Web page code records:

'''

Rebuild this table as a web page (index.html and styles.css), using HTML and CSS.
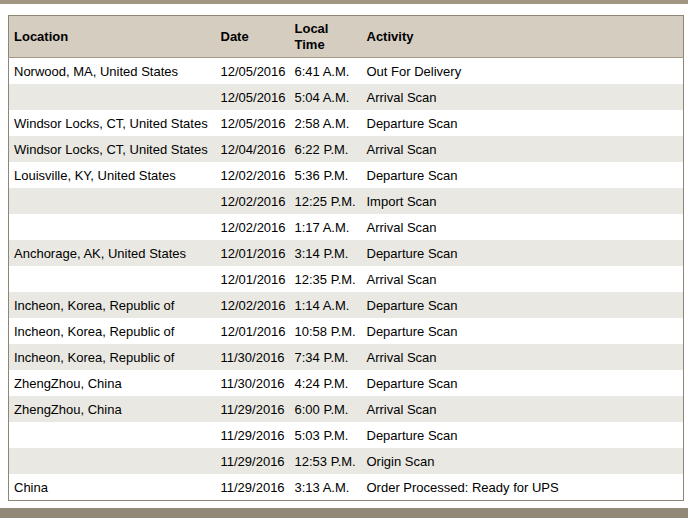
FILE: index.html
```html
<!DOCTYPE html>
<html>
<head>
<meta charset="utf-8">
<link rel="stylesheet" href="styles.css">
</head>
<body>
<div class="topbar"></div>
<div class="wrap">
<table class="track">
<colgroup><col class="c1"><col class="c2"><col class="c3"><col class="c4"></colgroup>
<thead>
<tr><th>Location</th><th>Date</th><th>Local<br>Time</th><th>Activity</th></tr>
</thead>
<tbody>
<tr><td>Norwood, MA, United States</td><td>12/05/2016</td><td>6:41 A.M.</td><td>Out For Delivery</td></tr>
<tr><td></td><td>12/05/2016</td><td>5:04 A.M.</td><td>Arrival Scan</td></tr>
<tr><td>Windsor Locks, CT, United States</td><td>12/05/2016</td><td>2:58 A.M.</td><td>Departure Scan</td></tr>
<tr><td>Windsor Locks, CT, United States</td><td>12/04/2016</td><td>6:22 P.M.</td><td>Arrival Scan</td></tr>
<tr><td>Louisville, KY, United States</td><td>12/02/2016</td><td>5:36 P.M.</td><td>Departure Scan</td></tr>
<tr><td></td><td>12/02/2016</td><td>12:25 P.M.</td><td>Import Scan</td></tr>
<tr><td></td><td>12/02/2016</td><td>1:17 A.M.</td><td>Arrival Scan</td></tr>
<tr><td>Anchorage, AK, United States</td><td>12/01/2016</td><td>3:14 P.M.</td><td>Departure Scan</td></tr>
<tr><td></td><td>12/01/2016</td><td>12:35 P.M.</td><td>Arrival Scan</td></tr>
<tr><td>Incheon, Korea, Republic of</td><td>12/02/2016</td><td>1:14 A.M.</td><td>Departure Scan</td></tr>
<tr><td>Incheon, Korea, Republic of</td><td>12/01/2016</td><td>10:58 P.M.</td><td>Departure Scan</td></tr>
<tr><td>Incheon, Korea, Republic of</td><td>11/30/2016</td><td>7:34 P.M.</td><td>Arrival Scan</td></tr>
<tr><td>ZhengZhou, China</td><td>11/30/2016</td><td>4:24 P.M.</td><td>Departure Scan</td></tr>
<tr><td>ZhengZhou, China</td><td>11/29/2016</td><td>6:00 P.M.</td><td>Arrival Scan</td></tr>
<tr><td></td><td>11/29/2016</td><td>5:03 P.M.</td><td>Departure Scan</td></tr>
<tr><td></td><td>11/29/2016</td><td>12:53 P.M.</td><td>Origin Scan</td></tr>
<tr><td>China</td><td>11/29/2016</td><td>3:13 A.M.</td><td>Order Processed: Ready for UPS</td></tr>
</tbody>
</table>
</div>
<div class="bottombar"></div>
</body>
</html>
```

FILE: styles.css
```css
html, body {
  margin: 0;
  padding: 0;
  background: #ffffff;
}
body {
  font-family: "Liberation Sans", Arial, sans-serif;
  font-size: 13px;
  color: #000000;
  width: 688px;
  height: 518px;
  overflow: hidden;
}
.topbar {
  height: 4px;
  background: #a19582;
}
.wrap {
  padding: 11px 4px 7px 8px;
}
.track {
  width: 676px;
  border-collapse: collapse;
  table-layout: fixed;
  border: 1px solid #8f8574;
}
.c1 { width: 207px; }
.c2 { width: 74px; }
.c3 { width: 72px; }
.track th {
  background: #d5cdc0;
  font-weight: bold;
  text-align: left;
  line-height: 16px;
  height: 41px;
  padding: 0 5px;
  vertical-align: middle;
  border-bottom: 1px solid #a39986;
}
.track td {
  height: 26px;
  padding: 0 5px;
  line-height: 15px;
  vertical-align: middle;
  white-space: nowrap;
}
.track tbody tr:nth-child(even) td {
  background: #e9e8e2;
}
.bottombar {
  height: 10px;
  background: #928877;
}
```
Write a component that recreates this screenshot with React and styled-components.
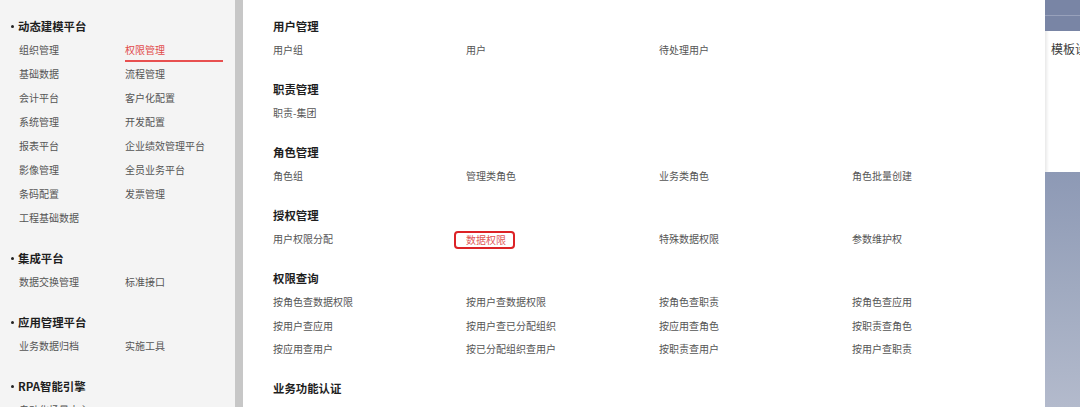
import React from 'react';
import styled, { createGlobalStyle } from 'styled-components';

const GlobalStyle = createGlobalStyle`
  html, body {
    margin: 0;
    padding: 0;
    background: #ffffff;
  }
  body {
    font-family: "Noto Sans CJK SC", "Noto Sans", "Liberation Sans", sans-serif;
    overflow: hidden;
  }
`;

const sideSections = [
  {
    title: '动态建模平台',
    items: [
      '组织管理', '权限管理', '基础数据', '流程管理', '会计平台', '客户化配置',
      '系统管理', '开发配置', '报表平台', '企业绩效管理平台', '影像管理', '全员业务平台',
      '条码配置', '发票管理', '工程基础数据',
    ],
    active: '权限管理',
  },
  { title: '集成平台', items: ['数据交换管理', '标准接口'] },
  { title: '应用管理平台', items: ['业务数据归档', '实施工具'] },
  { title: 'RPA智能引擎', items: ['自动化场景中心'] },
];

const mainSections = [
  { title: '用户管理', items: ['用户组', '用户', '待处理用户'] },
  { title: '职责管理', items: ['职责-集团'] },
  { title: '角色管理', items: ['角色组', '管理类角色', '业务类角色', '角色批量创建'] },
  { title: '授权管理', items: ['用户权限分配', '数据权限', '特殊数据权限', '参数维护权'], marked: '数据权限' },
  {
    title: '权限查询',
    items: [
      '按角色查数据权限', '按用户查数据权限', '按角色查职责', '按角色查应用',
      '按用户查应用', '按用户查已分配组织', '按应用查角色', '按职责查角色',
      '按应用查用户', '按已分配组织查用户', '按职责查用户', '按用户查职责',
    ],
  },
  { title: '业务功能认证', items: [] },
];

const Page = styled.div`
  display: flex;
  width: 1080px;
  height: 407px;
  overflow: hidden;
`;

const Sidebar = styled.aside`
  width: 235px;
  flex-shrink: 0;
  background: #f4f4f4;
  padding-top: 14px;
  box-sizing: border-box;
`;

const SideSection = styled.section`
  margin-bottom: 16px;
`;

const SideTitle = styled.div`
  display: flex;
  align-items: center;
  height: 24px;
  padding-left: 11px;
  font-size: 11.4px;
  font-weight: 700;
  color: #1e1e1e;

  &::before {
    content: '';
    width: 3px;
    height: 3px;
    border-radius: 50%;
    background: #222;
    margin-right: 4px;
  }
`;

const SideGrid = styled.div`
  display: grid;
  grid-template-columns: 106px 104px;
  padding-left: 19px;
`;

const SideItem = styled.div`
  width: 98px;
  height: 24px;
  line-height: 24px;
  font-size: 10px;
  white-space: nowrap;
  color: ${(p) => (p.$active ? '#e24b4b' : '#555555')};
  box-shadow: ${(p) => (p.$active ? 'inset 0 -2px 0 #e85050' : 'none')};
`;

const ScrollTrack = styled.div`
  width: 8px;
  flex-shrink: 0;
  background: #c7c7c7;
`;

const Main = styled.main`
  flex: 1;
  background: #ffffff;
  padding: 14px 0 0 30px;
  box-sizing: border-box;
`;

const MainSection = styled.section`
  margin-bottom: 15.5px;
`;

const MainTitle = styled.div`
  height: 24px;
  line-height: 24px;
  font-size: 11.4px;
  font-weight: 700;
  color: #1e1e1e;
`;

const MainGrid = styled.div`
  display: grid;
  grid-template-columns: repeat(4, 193px);
`;

const MainItem = styled.div`
  height: 23.5px;
  line-height: 23.5px;
  font-size: 10px;
  color: #555555;
  white-space: nowrap;
`;

const Marked = styled.span`
  display: inline-block;
  line-height: 14px;
  padding: 0 7px 0 10px;
  margin-left: -10px;
  color: #e05656;
  outline: 2px solid #dc2226;
  border-radius: 2px;
  vertical-align: middle;
`;

const RightStrip = styled.div`
  width: 35px;
  flex-shrink: 0;
  display: flex;
  flex-direction: column;
  overflow: hidden;
`;

const StripBar = styled.div`
  height: 31px;
  background: #7985a5;
  display: flex;
  flex-direction: column;
`;

const StripLine = styled.div`
  height: 15px;
  border-bottom: 1px solid #98a1bb;
`;

const StripPanel = styled.div`
  height: 132px;
  background: linear-gradient(to right, #e9e9e9 0, #ffffff 4px);
  padding: 9px 0 0 6px;
  font-size: 12px;
  color: #3a3a3a;
  white-space: nowrap;
`;

const StripBackdrop = styled.div`
  flex: 1;
  background: linear-gradient(to bottom, #8d99b5 0%, #a0aac0 50%, #b3bacc 100%);
`;

export default function App() {
  return (
    <>
      <GlobalStyle />
      <Page>
        <Sidebar>
          {sideSections.map((s) => (
            <SideSection key={s.title}>
              <SideTitle>{s.title}</SideTitle>
              <SideGrid>
                {s.items.map((it) => (
                  <SideItem key={it} $active={it === s.active}>
                    {it}
                  </SideItem>
                ))}
              </SideGrid>
            </SideSection>
          ))}
        </Sidebar>
        <ScrollTrack />
        <Main>
          {mainSections.map((s) => (
            <MainSection key={s.title}>
              <MainTitle>{s.title}</MainTitle>
              {s.items.length > 0 && (
                <MainGrid>
                  {s.items.map((it) => (
                    <MainItem key={it}>
                      {it === s.marked ? <Marked>{it}</Marked> : it}
                    </MainItem>
                  ))}
                </MainGrid>
              )}
            </MainSection>
          ))}
        </Main>
        <RightStrip>
          <StripBar>
            <StripLine />
          </StripBar>
          <StripPanel>模板设置</StripPanel>
          <StripBackdrop />
        </RightStrip>
      </Page>
    </>
  );
}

'''

* The request *
Look over the material above and show each line where "styles" appears.

* Answer in full *
Rebuild this table as a web page (index.html and styles.css), using HTML and CSS.
<link rel="stylesheet" href="styles.css">
FILE: styles.css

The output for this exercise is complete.